After putting all the terms into the work and energy equation and ensuring that there is only a single unknown, you will simply need to use algebra to solve for the unknown in the equation.

Systems of Rigid Bodies

Two boxes supported by a cable over a pulley
When examining a system, only include the work done by external forces and moments. For example if the two boxes and the cable are our system, then the moment from the pulley is external, while the tension force in the cable is internal.

One of the ways to simplify work-energy problems involving multiple connected rigid bodies is to consider all the rigid bodies as one system. As discussed with particles internal forces are not counted in the work done to the system. If we include multiple rigid bodies in our system, then contact forces between the bodies as well as tension forces in cables that connect the bodies become internal forces, and we do not need to calculate the work done by them. The work in the equation will only need to account for external forces.

To use the work and energy principle with a system of particles, we would simply need to use the same equations as before, but ensure that the work is the work due to external forces, and ensure that we account for the kinetic and potential energies of all bodies included in our system.

The Conservation of Energy

Just as with particles, if we have no external forces or moments acting on our system (ignoring gravity and spring forces) then we will have no work done to our system. If we eliminate the work term from the equations above, it will leave us with the following equations.

\[0=\Delta KE +\Delta PE\]
\[KE_i + PE_i =KE_f + PE_f\]

Since the total energy does not change in these circumstances, these problems are known as conservation of energy problems. They are solved with much the same process as before. We will create a diagram of the initial and final state, determine energies in each of these states, and finally plug those values into our equation and solve for the unknown.

Worked Problems:

Question 1:

The turntable on a record player consists of a disk 12 inches in diameter with a weight of 5lbs. The motor accelerates the turntable from rest to it’s operating speed of 33.33 rpm in one rotation.
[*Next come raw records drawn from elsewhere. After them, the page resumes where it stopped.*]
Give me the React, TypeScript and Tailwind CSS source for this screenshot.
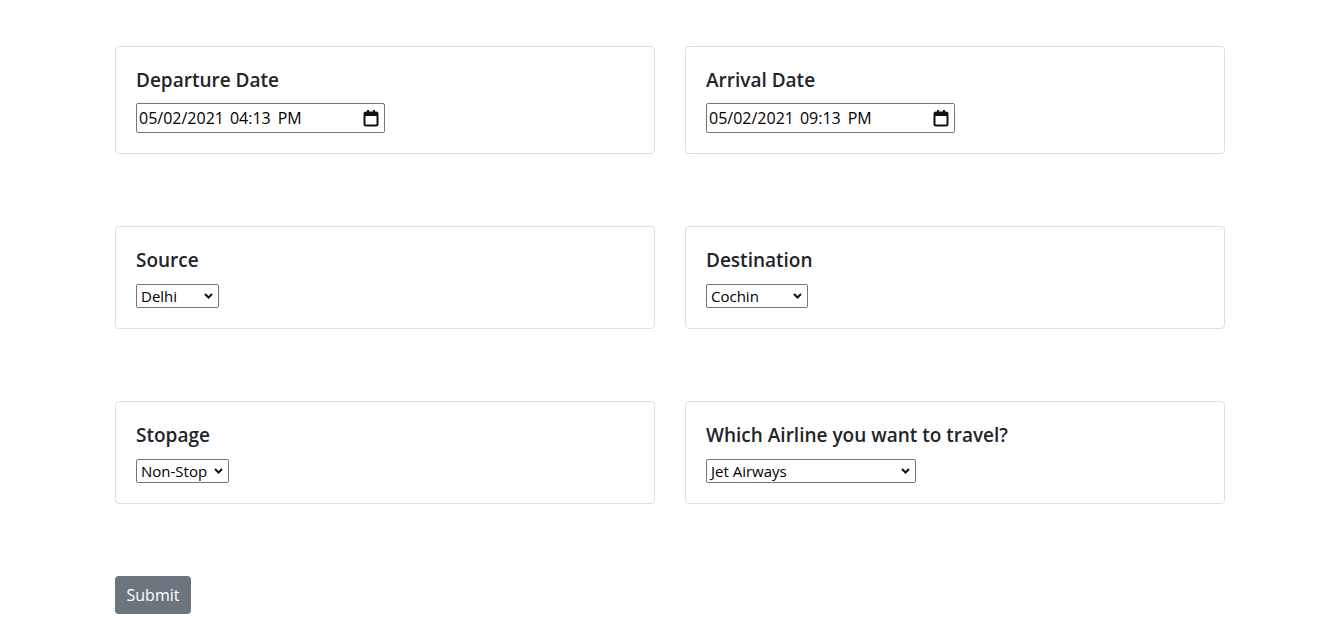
import React from "react";

const font = { fontFamily: '"Open Sans", "Noto Sans", sans-serif' };

function Chevron() {
  return (
    <svg width="9" height="6" viewBox="0 0 9 6" className="mr-[1px] shrink-0">
      <path d="M1 1 L4.5 4.5 L8 1" fill="none" stroke="#111" strokeWidth="2" />
    </svg>
  );
}

function Calendar() {
  return (
    <svg width="16" height="18" viewBox="0 0 16 18" className="shrink-0">
      <rect x="1.5" y="3.5" width="13" height="13" rx="1.5" fill="none" stroke="#111" strokeWidth="2" />
      <rect x="1.5" y="3.5" width="13" height="3.5" fill="#111" />
      <rect x="4" y="1" width="2" height="3" fill="#111" />
      <rect x="10" y="1" width="2" height="3" fill="#111" />
    </svg>
  );
}

function DateBox({ date, time }: { date: string; time: string }) {
  return (
    <div className="flex h-[30px] w-[249px] items-center justify-between rounded-[2px] border border-[#767676] bg-white pl-[2px] pr-[5px] text-[16px] text-black">
      <span className="flex">
        <span>{date}</span>
        <span className="ml-[6px]">{time}</span>
        <span className="ml-[7px]">PM</span>
      </span>
      <Calendar />
    </div>
  );
}

function SelectBox({ value, w }: { value: string; w: string }) {
  return (
    <div className={`flex h-[24px] items-center justify-between rounded-[2px] border border-[#767676] bg-white pl-[4px] pr-[4px] text-[15px] text-black ${w}`}>
      <span className="leading-none">{value}</span>
      <Chevron />
    </div>
  );
}

function Card({ title, children, h, gap }: { title: string; children: React.ReactNode; h: string; gap: string }) {
  return (
    <div className={`w-[540px] rounded-[4px] border border-[#dfdfdf] bg-white px-[20px] ${h}`}>
      <div className="pt-[21px] text-[19px] font-semibold leading-[24px] text-[#212529]">{title}</div>
      <div className={gap}>{children}</div>
    </div>
  );
}

export default function App() {
  return (
    <div className="min-h-[619px] bg-white" style={font}>
      <div className="ml-[115px] flex w-[1110px] flex-col pt-[46px]">
        <div className="flex gap-[30px]">
          <Card title="Departure Date" h="h-[108px]" gap="mt-[11px]">
            <DateBox date="05/02/2021" time="04:13" />
          </Card>
          <Card title="Arrival Date" h="h-[108px]" gap="mt-[11px]">
            <DateBox date="05/02/2021" time="09:13" />
          </Card>
        </div>
        <div className="mt-[72px] flex gap-[30px]">
          <Card title="Source" h="h-[103px]" gap="mt-[12px]">
            <SelectBox value="Delhi" w="w-[83px]" />
          </Card>
          <Card title="Destination" h="h-[103px]" gap="mt-[12px]">
            <SelectBox value="Cochin" w="w-[102px]" />
          </Card>
        </div>
        <div className="mt-[72px] flex gap-[30px]">
          <Card title="Stopage" h="h-[103px]" gap="mt-[12px]">
            <SelectBox value="Non-Stop" w="w-[93px]" />
          </Card>
          <Card title="Which Airline you want to travel?" h="h-[103px]" gap="mt-[12px]">
            <SelectBox value="Jet Airways" w="w-[210px]" />
          </Card>
        </div>
        <div className="mt-[72px]">
          <button className="h-[38px] w-[76px] rounded-[4px] bg-[#6c757d] text-[16px] text-white">
            Submit
          </button>
        </div>
      </div>
    </div>
  );
}
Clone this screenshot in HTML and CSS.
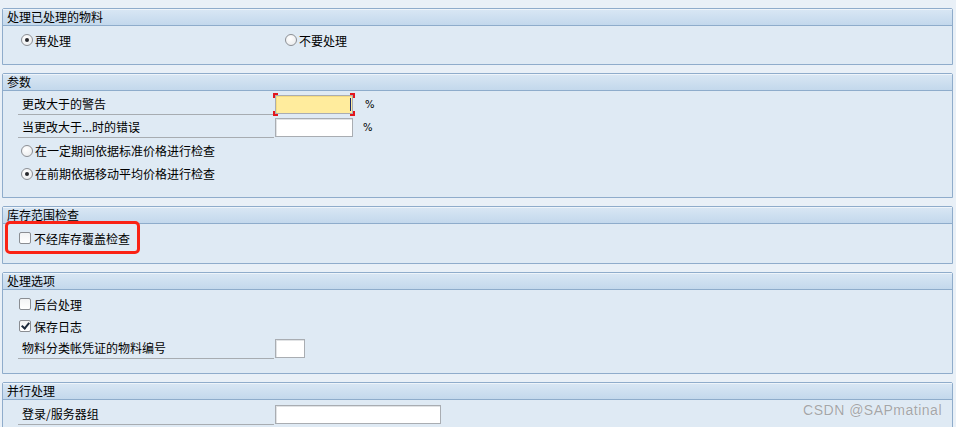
FILE: index.html
```html
<!DOCTYPE html>
<html>
  <head>
    <meta charset="utf-8">
    <title>处理选项</title>
    <link rel="stylesheet" href="styles.css">
  </head>
  <body>
    <div class="group">
      <div class="group_title">处理已处理的物料</div>
      <div class="group_body first">
        <div class="row">
          <label class="choice wide"><span class="radio on"></span>再处理</label>
          <label class="choice"><span class="radio"></span>不要处理</label>
        </div>
      </div>
    </div>

    <div class="group">
      <div class="group_title">参数</div>
      <div class="group_body tall">
        <div class="row">
          <span class="field_label">更改大于的警告</span>
          <span class="focus_mark">
            <span class="input focused"><span class="caret"></span></span>
          </span>
          <span class="unit">%</span>
        </div>
        <div class="row">
          <span class="field_label">当更改大于...时的错误</span>
          <span class="input"></span>
          <span class="unit">%</span>
        </div>
        <div class="row">
          <label class="choice"><span class="radio"></span>在一定期间依据标准价格进行检查</label>
        </div>
        <div class="row">
          <label class="choice"><span class="radio on"></span>在前期依据移动平均价格进行检查</label>
        </div>
      </div>
    </div>

    <div class="group">
      <div class="group_title">库存范围检查</div>
      <div class="group_body">
        <div class="row">
          <label class="choice box"><span class="check"></span>不经库存覆盖检查</label>
        </div>
      </div>
      <div class="highlight"></div>
    </div>

    <div class="group">
      <div class="group_title">处理选项</div>
      <div class="group_body">
        <div class="row">
          <label class="choice box"><span class="check"></span>后台处理</label>
        </div>
        <div class="row">
          <label class="choice box"><span class="check on"></span>保存日志</label>
        </div>
        <div class="row">
          <span class="field_label">物料分类帐凭证的物料编号</span>
          <span class="input short"></span>
        </div>
      </div>
    </div>

    <div class="group">
      <div class="group_title">并行处理</div>
      <div class="group_body">
        <div class="row">
          <span class="field_label">登录/服务器组</span>
          <span class="input long"></span>
        </div>
        <div class="row">
          <span class="field_label blank"></span>
          <span class="input tiny"></span>
        </div>
      </div>
    </div>

    <div class="watermark">CSDN @SAPmatinal</div>
  </body>
</html>
```

FILE: styles.css
```css
html, body {
  height: 100%;
  overflow: hidden;
}

body {
  margin: 0;
  padding: 8px 3px 0 2px;
  background: #e9f0f7;
  font-family: "Noto Sans CJK SC", "DejaVu Sans", sans-serif;
  font-size: 12px;
  color: #000;
  position: relative;
}

.group {
  position: relative;
  border: 1px solid #8faccb;
  border-radius: 2px 2px 0 0;
  background: #dfeaf4;
  margin-bottom: 8px;
}

.group_title {
  height: 16px;
  line-height: 16px;
  padding-left: 4px;
  background: linear-gradient(#d9e7f4, #c3d8ec);
  border-bottom: 1px solid #8eaccb;
  box-shadow: inset 0 1px 0 #eef4fa;
}

.group_body {
  padding: 3px 0 14px 0;
}

.group_body.first {
  padding-bottom: 13px;
}

.group_body.tall {
  padding: 2px 0 12px 0;
}

.tall .row {
  height: 23px;
}

.row {
  display: flex;
  align-items: center;
  height: 22px;
  padding-left: 15px;
}

.choice {
  display: flex;
  align-items: center;
  gap: 2px;
  padding-left: 3px;
}

.choice.wide {
  width: 261px;
}

.choice.box {
  padding-left: 1px;
  gap: 3px;
}

.radio {
  width: 10px;
  height: 10px;
  border: 1px solid #8c8f94;
  border-radius: 50%;
  background: radial-gradient(circle at 40% 35%, #ffffff, #e6e8ea);
  position: relative;
}

.radio.on::after {
  content: "";
  position: absolute;
  left: 3px;
  top: 3px;
  width: 4px;
  height: 4px;
  border-radius: 50%;
  background: #26282c;
}

.check {
  width: 10px;
  height: 10px;
  border: 1px solid #8a8d92;
  border-radius: 2px;
  background: linear-gradient(#f2f3f4, #ffffff);
  position: relative;
}

.check.on::after {
  content: "";
  position: absolute;
  left: 3px;
  top: 0px;
  width: 3px;
  height: 6px;
  border: solid #1c2a3c;
  border-width: 0 2px 2px 0;
  transform: rotate(40deg);
}

.field_label {
  width: 252px;
  height: 21px;
  line-height: 22px;
  padding-left: 4px;
  border-bottom: 1px solid #a7acb1;
  flex: none;
  align-self: flex-start;
}

.field_label.blank {
  border-bottom-color: transparent;
}

.input {
  display: block;
  width: 76px;
  height: 17px;
  border: 1px solid #a9adb2;
  box-shadow: inset 1px 1px 0 #e1e3e5;
  background: #fff;
  flex: none;
  position: relative;
  margin-left: 1px;
}

.input.short {
  width: 28px;
}

.input.long {
  width: 164px;
}

.input.tiny {
  width: 20px;
  border-top-color: #6f7378;
  background: #d0d3d6;
}

.input.focused {
  background: #ffec9d;
  box-shadow: inset 1px 1px 0 #f6dc80;
  margin-left: 0;
}

.caret {
  position: absolute;
  right: 1px;
  top: 2px;
  width: 1px;
  height: 13px;
  background: #1a2a6c;
}

.focus_mark {
  margin-left: -1px;
  padding: 2px;
  background:
    linear-gradient(#e3161c, #e3161c) left top / 5px 2px no-repeat,
    linear-gradient(#e3161c, #e3161c) left top / 2px 5px no-repeat,
    linear-gradient(#e3161c, #e3161c) right top / 5px 2px no-repeat,
    linear-gradient(#e3161c, #e3161c) right top / 2px 5px no-repeat,
    linear-gradient(#e3161c, #e3161c) left bottom / 5px 2px no-repeat,
    linear-gradient(#e3161c, #e3161c) left bottom / 2px 5px no-repeat,
    linear-gradient(#e3161c, #e3161c) right bottom / 5px 2px no-repeat,
    linear-gradient(#e3161c, #e3161c) right bottom / 2px 5px no-repeat;
}

.unit {
  margin-left: 10px;
  font-family: "DejaVu Sans", sans-serif;
  font-size: 10px;
}

.highlight {
  position: absolute;
  left: 2px;
  top: 14px;
  width: 129px;
  height: 27px;
  border: 3px solid #fa2214;
  border-radius: 5px;
}

.watermark {
  position: absolute;
  right: 14px;
  top: 402px;
  font-family: "Liberation Sans", sans-serif;
  font-size: 14px;
  color: #a3a6a9;
  text-shadow: 0 0 1px #fff;
  letter-spacing: 0.5px;
}
```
What is the work done by the motor? What is the average torque the motor exerted?

Problem 1 Diagram

Image by Ron Clausen CC-BY-SA 4.0


Question 2:

A 5 kg spherical ball with a radius of 5 cm is placed on a ramp as shown below. If the ball rolls without slipping, what is the expected velocity of the ball at the bottom of the ramp?

Problem 2 Diagram


Question 3:

A system as shown below is used to passively slow the lowering of a gate. The gate can be approximated as a flat plate on its edge with a mass of 25 kg and a height of 2m. Assume the spring is unstretched as shown in the diagram.

  • What would the angular velocity of the gate be without the spring?
  • If we want to reduce the angular velocity at the bottom to 25% of its original value what should the spring constant be?

Problem 3 Diagram


Question 4:

A lazy engineer is designing a robot to move things for him. He places a hub motor inside a 2.5 kg disk such that a couple moment of M=2.943 Nm is applied. If the attached package has a mass m=5 Kg and the coefficients of kinetic friction and static friction for between all objects are μk=0.2 and μs=0.4 respectively, determine the angular velocity of the disk after its center of mass has traveled a distance d=0.5 m. Assume the disk rolls without slipping and the package does not tip. The disk has a radius r=0.3 m, the spring constant is k=100 N/m and the spring is unstretched originally.

Problem 4 Diagram

Question 5:

For a summer, you’ve taken a job at your uncle’s auto shop. You pull on the left side of a chain wrapped around a pulley with a force of F=50 N. The pulley has a mass m=20 Kg and a radius r=0.2 m. If the chain has a mass of 3.4 Kg/m, determine the angular velocity of the pulley after it has rotated θ=90 degrees. There is lA=3 m of chain hanging off the left side and lB=2 m hanging off the right side of the pulley. Assume the chain does not slip and that the system was released from rest just before you pulled on it. Assume the pulley can be modeled as a disk.

Problem 5 Diagram

Question 6:

A 30Kg sheet of ice with length l=1.5 m at an angle θ=30 degrees has a force F=650 N applied at B. Determine the magnitude of the angular velocity of the plank when it reaches a vertical position. Assume the sheet acts like a thin plate and that contact between the sheet and all surfaces is frictionless.

Problem 6 Diagram

Question 7:

A reel of mass 15 kg, resting on two rollers is initially at rest when a force of P = 400 N is applied to a rope attached to the reel. Given that r1 = 0.2 m, r2 = 1 m, and the radius of gyration of the reel is 0.6 m, how many revolutions must the wheel complete to achieve a final angular velocity of 30 rad/s? (Assume no energy is lost due to friction and neglect the mass of the rope and the two rollers)

Problem 7 Diagram

Question 8:

A 16 kg half cylinder is placed on a hard, flat surface as shown below and released from rest. What will the maximum angular velocity be as it rocks back and forth?

Problem 8 Diagram


Question 9:

A mechanism consists of two, 3 kilogram wheels connected to a 2 kilogram bar as shown below. Based on the dimensions in the diagram, what is the minimum required initial velocity for the wheels to ensure the mechanism makes it all the way through one rotation without rocking backwards?